=== To do ===
Leave out the pictures and transcribe everything else exactly.
[begin Source data]
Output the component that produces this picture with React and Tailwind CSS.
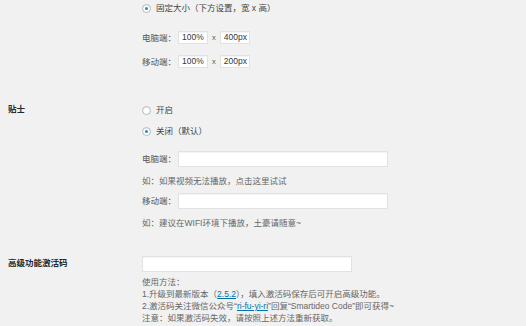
import React from "react";

const FONT = { fontFamily: '"Liberation Sans", "Noto Sans CJK SC", sans-serif' };

function Radio({ checked, label }) {
  return (
    <div className="flex items-center h-[12px]">
      <span className="w-[9px] h-[9px] rounded-full border border-[#b4b9be] bg-white flex items-center justify-center shadow-[inset_0_1px_1px_rgba(0,0,0,0.08)]">
        {checked && <span className="w-[3px] h-[3px] rounded-full bg-[#1e8cbe]" />}
      </span>
      <span className="ml-[5px] text-[8.5px] leading-[12px] text-[#444]">{label}</span>
    </div>
  );
}

function Input({ w, h, value }) {
  return (
    <div
      className={`${w} ${h} bg-white border border-[#e2e2e2] shadow-[inset_0_1px_1px_rgba(0,0,0,0.05)] flex items-center pl-[3px] text-[8.5px] text-[#32373c]`}
    >
      {value}
    </div>
  );
}

function Label({ children }) {
  return <span className="w-[36px] text-[8.5px] leading-[12px] text-[#555]">{children}</span>;
}

export default function App() {
  return (
    <div className="w-[526px] h-[326px] bg-[#f1f1f1] overflow-hidden" style={FONT}>
      {/* section 1 */}
      <div className="grid grid-cols-[142px_1fr] pt-[2px]">
        <div />
        <div className="flex flex-col">
          <Radio checked label="固定大小（下方设置，宽 x 高）" />
          <div className="flex items-center mt-[17px]">
            <Label>电脑端：</Label>
            <Input w="w-[30px]" h="h-[13px]" value="100%" />
            <span className="mx-[4px] text-[7.5px] text-[#555]">x</span>
            <Input w="w-[30px]" h="h-[13px]" value="400px" />
          </div>
          <div className="flex items-center mt-[11px]">
            <Label>移动端：</Label>
            <Input w="w-[30px]" h="h-[13px]" value="100%" />
            <span className="mx-[4px] text-[7.5px] text-[#555]">x</span>
            <Input w="w-[30px]" h="h-[13px]" value="200px" />
          </div>
        </div>
      </div>

      {/* section 2 */}
      <div className="grid grid-cols-[142px_1fr] mt-[36px]">
        <div className="pl-[8px] text-[8.5px] leading-[12px] font-bold text-[#23282d] -mt-[1px]">贴士</div>
        <div className="flex flex-col">
          <Radio label="开启" />
          <div className="mt-[9px]">
            <Radio checked label="关闭（默认）" />
          </div>
          <div className="flex items-center mt-[14px]">
            <Label>电脑端：</Label>
            <Input w="w-[210px]" h="h-[16px]" value="" />
          </div>
          <div className="mt-[8px] text-[8.5px] leading-[12px] text-[#666]">如：如果视频无法播放，点击这里试试</div>
          <div className="flex items-center mt-[6px]">
            <Label>移动端：</Label>
            <Input w="w-[210px]" h="h-[16px]" value="" />
          </div>
          <div className="mt-[8px] text-[8.5px] leading-[12px] text-[#666]">如：建议在WIFI环境下播放，土豪请随意~</div>
        </div>
      </div>

      {/* section 3 */}
      <div className="grid grid-cols-[142px_1fr] mt-[27px]">
        <div className="pl-[8px] pt-[1px] text-[8.5px] leading-[12px] font-bold text-[#23282d]">高级功能激活码</div>
        <div className="flex flex-col">
          <Input w="w-[210px]" h="h-[16px]" value="" />
          <div className="mt-[4px] text-[8.5px] leading-[12px] text-[#666]">
            <div>使用方法：</div>
            <div>
              1.升级到最新版本（<span className="text-[#0073aa] underline">2.5.2</span>），填入激活码保存后可开启高级功能。
            </div>
            <div>
              2.激活码关注微信公众号“<span className="text-[#0073aa] underline">ri-fu-yi-ri</span>”回复“Smartideo Code”即可获得~
            </div>
            <div>注意：如果激活码失效，请按照上述方法重新获取。</div>
          </div>
        </div>
      </div>
    </div>
  );
}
[end Source data]
=== Reply ===
Output the component that produces this picture with React and Tailwind CSS.
import React from "react";

const FONT = { fontFamily: '"Liberation Sans", "Noto Sans CJK SC", sans-serif' };

function Radio({ checked, label }) {
  return (
    <div className="flex items-center h-[12px]">
      <span className="w-[9px] h-[9px] rounded-full border border-[#b4b9be] bg-white flex items-center justify-center shadow-[inset_0_1px_1px_rgba(0,0,0,0.08)]">
        {checked && <span className="w-[3px] h-[3px] rounded-full bg-[#1e8cbe]" />}
      </span>
      <span className="ml-[5px] text-[8.5px] leading-[12px] text-[#444]">{label}</span>
    </div>
  );
}

function Input({ w, h, value }) {
  return (
    <div
      className={`${w} ${h} bg-white border border-[#e2e2e2] shadow-[inset_0_1px_1px_rgba(0,0,0,0.05)] flex items-center pl-[3px] text-[8.5px] text-[#32373c]`}
    >
      {value}
    </div>
  );
}

function Label({ children }) {
  return <span className="w-[36px] text-[8.5px] leading-[12px] text-[#555]">{children}</span>;
}

export default function App() {
  return (
    <div className="w-[526px] h-[326px] bg-[#f1f1f1] overflow-hidden" style={FONT}>
      {/* section 1 */}
      <div className="grid grid-cols-[142px_1fr] pt-[2px]">
        <div />
        <div className="flex flex-col">
          <Radio checked label="固定大小（下方设置，宽 x 高）" />
          <div className="flex items-center mt-[17px]">
            <Label>电脑端：</Label>
            <Input w="w-[30px]" h="h-[13px]" value="100%" />
            <span className="mx-[4px] text-[7.5px] text-[#555]">x</span>
            <Input w="w-[30px]" h="h-[13px]" value="400px" />
          </div>
          <div className="flex items-center mt-[11px]">
            <Label>移动端：</Label>
            <Input w="w-[30px]" h="h-[13px]" value="100%" />
            <span className="mx-[4px] text-[7.5px] text-[#555]">x</span>
            <Input w="w-[30px]" h="h-[13px]" value="200px" />
          </div>
        </div>
      </div>

      {/* section 2 */}
      <div className="grid grid-cols-[142px_1fr] mt-[36px]">
        <div className="pl-[8px] text-[8.5px] leading-[12px] font-bold text-[#23282d] -mt-[1px]">贴士</div>
        <div className="flex flex-col">
          <Radio label="开启" />
          <div className="mt-[9px]">
            <Radio checked label="关闭（默认）" />
          </div>
          <div className="flex items-center mt-[14px]">
            <Label>电脑端：</Label>
            <Input w="w-[210px]" h="h-[16px]" value="" />
          </div>
          <div className="mt-[8px] text-[8.5px] leading-[12px] text-[#666]">如：如果视频无法播放，点击这里试试</div>
          <div className="flex items-center mt-[6px]">
            <Label>移动端：</Label>
            <Input w="w-[210px]" h="h-[16px]" value="" />
          </div>
          <div className="mt-[8px] text-[8.5px] leading-[12px] text-[#666]">如：建议在WIFI环境下播放，土豪请随意~</div>
        </div>
      </div>

      {/* section 3 */}
      <div className="grid grid-cols-[142px_1fr] mt-[27px]">
        <div className="pl-[8px] pt-[1px] text-[8.5px] leading-[12px] font-bold text-[#23282d]">高级功能激活码</div>
        <div className="flex flex-col">
          <Input w="w-[210px]" h="h-[16px]" value="" />
          <div className="mt-[4px] text-[8.5px] leading-[12px] text-[#666]">
            <div>使用方法：</div>
            <div>
              1.升级到最新版本（<span className="text-[#0073aa] underline">2.5.2</span>），填入激活码保存后可开启高级功能。
            </div>
            <div>
              2.激活码关注微信公众号“<span className="text-[#0073aa] underline">ri-fu-yi-ri</span>”回复“Smartideo Code”即可获得~
            </div>
            <div>注意：如果激活码失效，请按照上述方法重新获取。</div>
          </div>
        </div>
      </div>
    </div>
  );
}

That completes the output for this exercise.